Fan discussed the limitations of current visual-language-action (VAS) models, which prioritize language and vision but struggle with physical interactions and verbs. He contrasted this with video-based world models that learn physics implicitly by predicting future states, coining the term “physics slop” to describe their emergent understanding of physical laws. Building on this, NVIDIA developed DreamerZero, a policy model that jointly predicts future world states and robot actions, enabling robots to perform tasks they have never explicitly trained on by “dreaming” a few seconds into the future.

On the data front, Fan emphasized the challenges of scaling robot training data, traditionally limited by teleoperation hours. He introduced innovative data collection methods like the Universal Manipulation Interface (UMI), where humans wear robot hands to directly generate training data, and egocentric video datasets that capture human hand movements in natural settings. These approaches drastically reduce reliance on teleoperation and enable scalable, diverse data collection, leading to more generalizable and dexterous robot policies.

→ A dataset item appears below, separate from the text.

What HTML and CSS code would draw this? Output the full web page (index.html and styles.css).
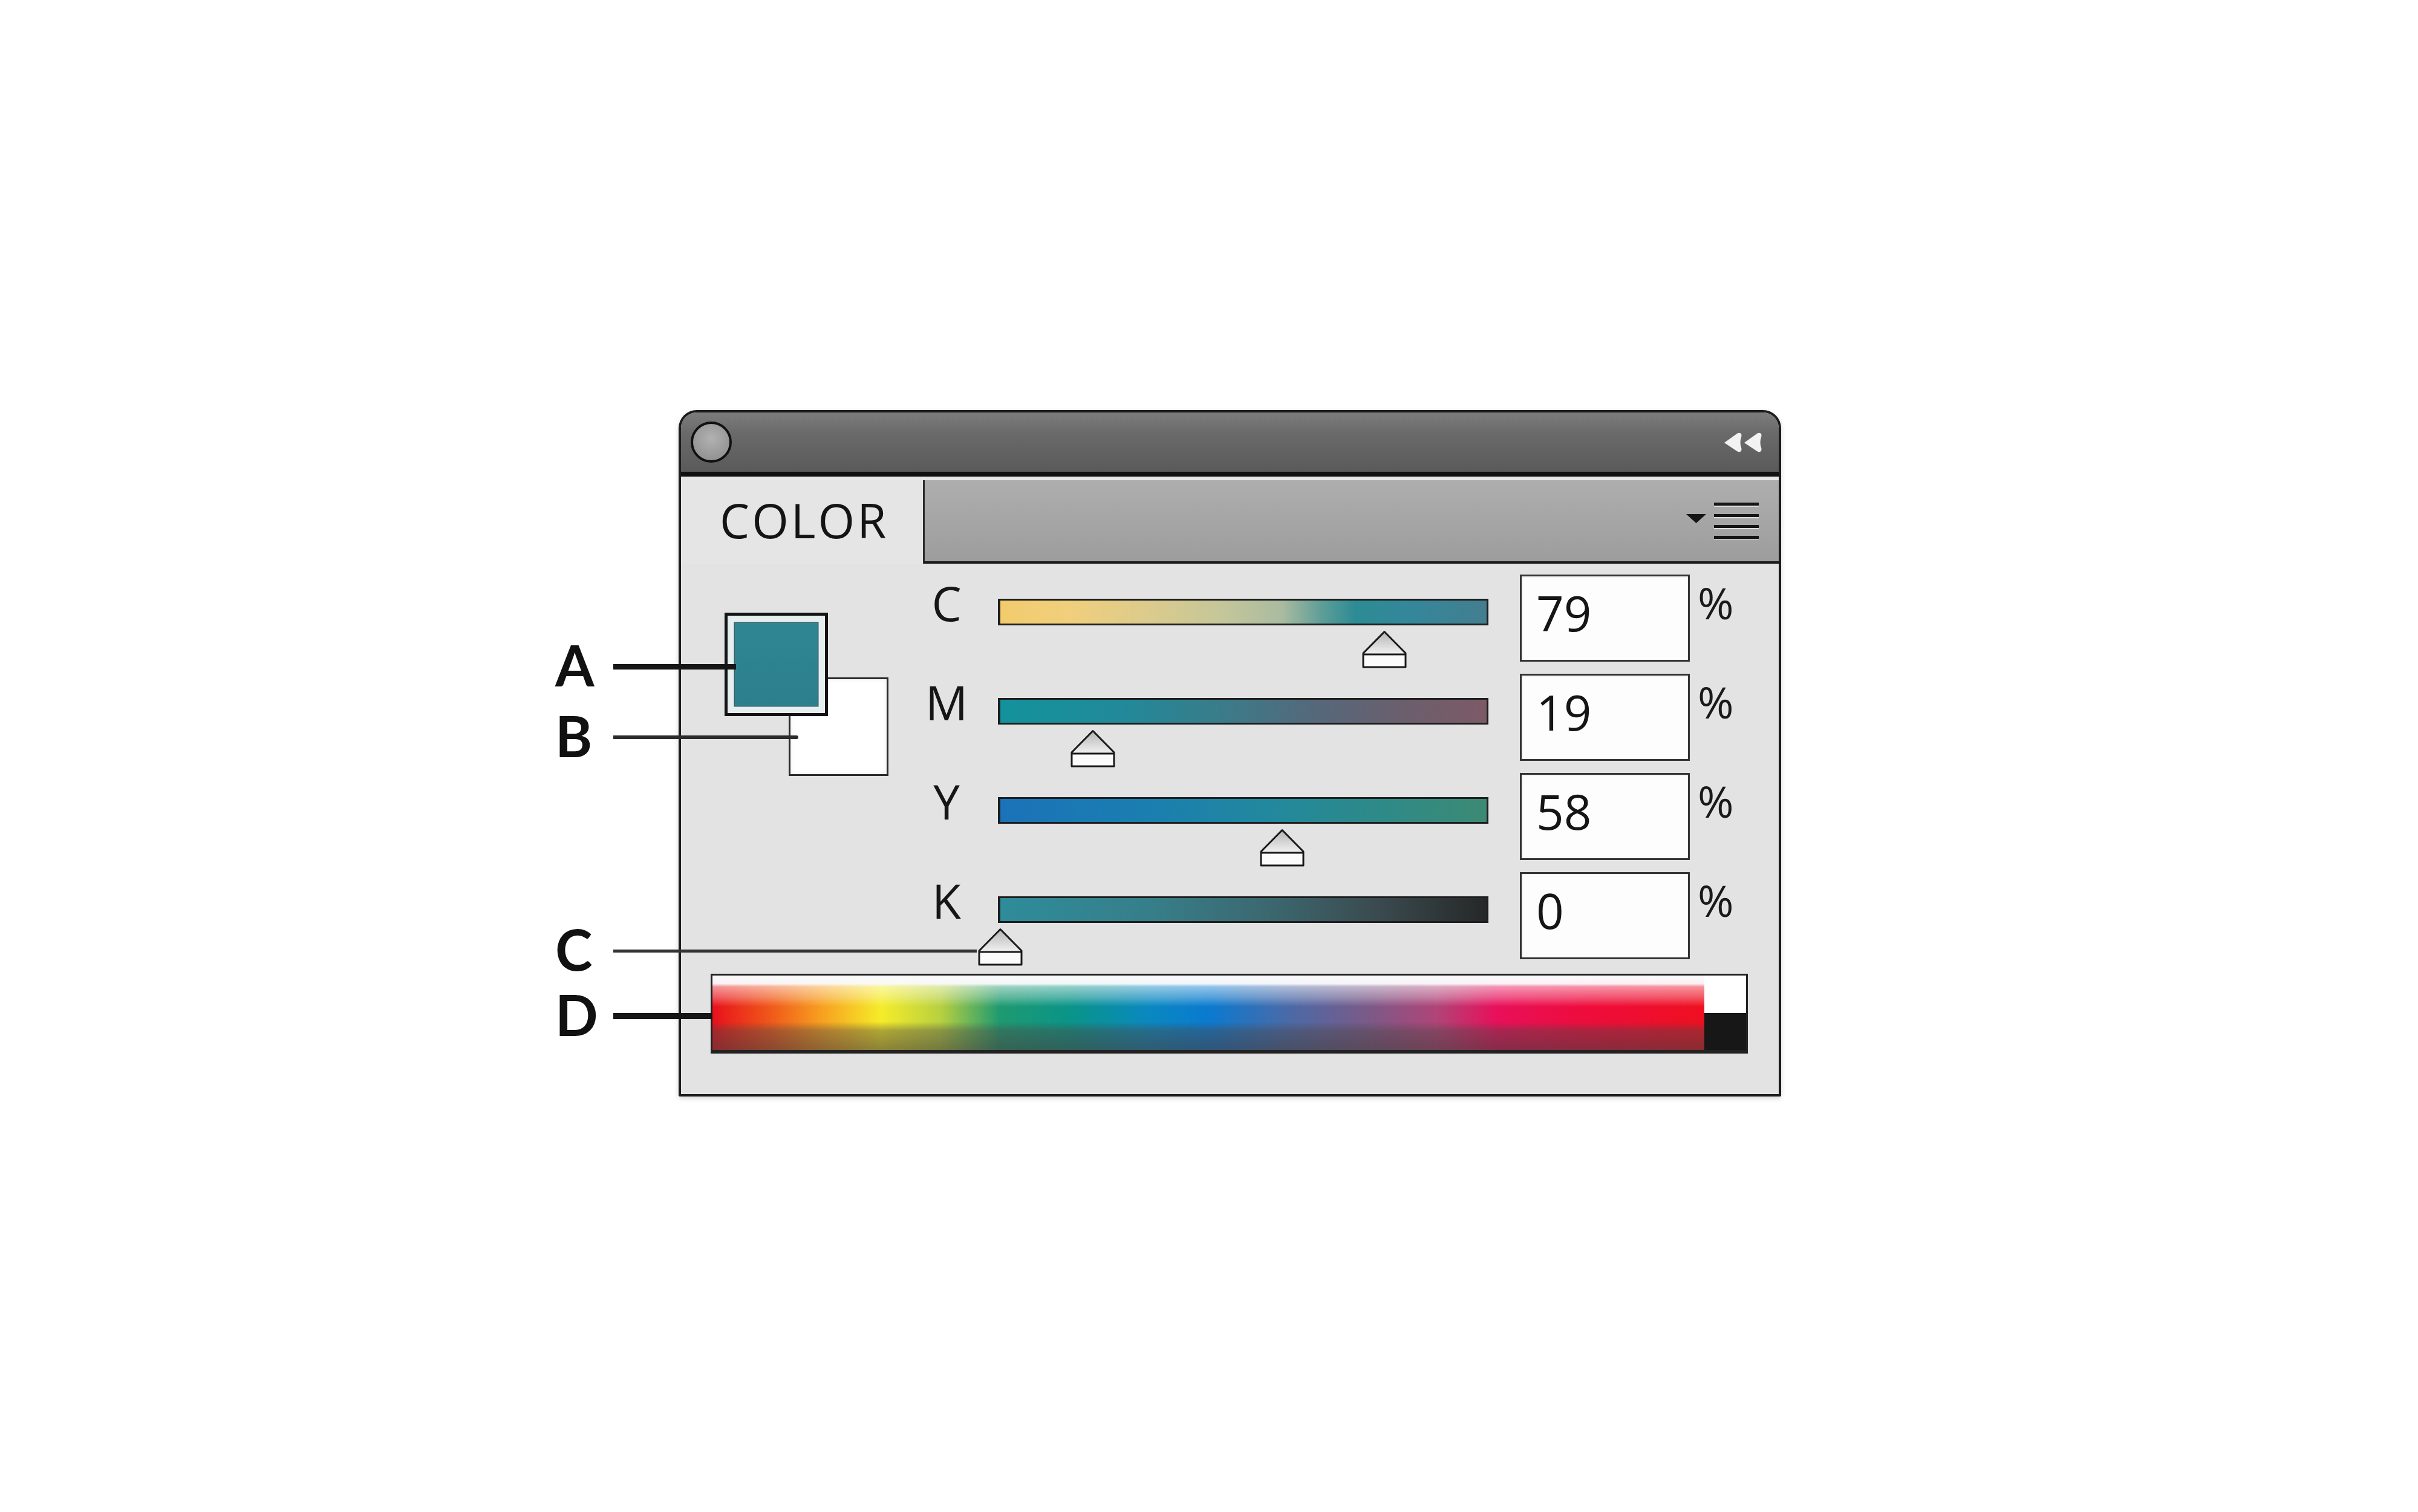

Fan also highlighted the importance of scalable simulation environments for reinforcement learning, presenting NVIDIA’s Dream Dojo, a neural simulator that generates realistic robot interactions without relying on classical physics engines. By combining real-world data with advanced simulation, Dream Dojo enables massive parallel training of robot policies, accelerating progress toward fully autonomous systems. This integration of real-to-sim-to-real workflows represents a new paradigm in robotics research.

Concluding, Fan outlined three major milestones remaining in robotics: passing the physical Turing test (indistinguishable human-robot task performance), establishing physical APIs for robot fleets, and achieving physical auto research where robots autonomously improve themselves. He predicted these achievements could be realized by 2040, emphasizing the exponential nature of technological progress. Fan closed with an inspiring message that the current generation is uniquely positioned to solve robotics, bridging the gap between past exploration and future frontiers.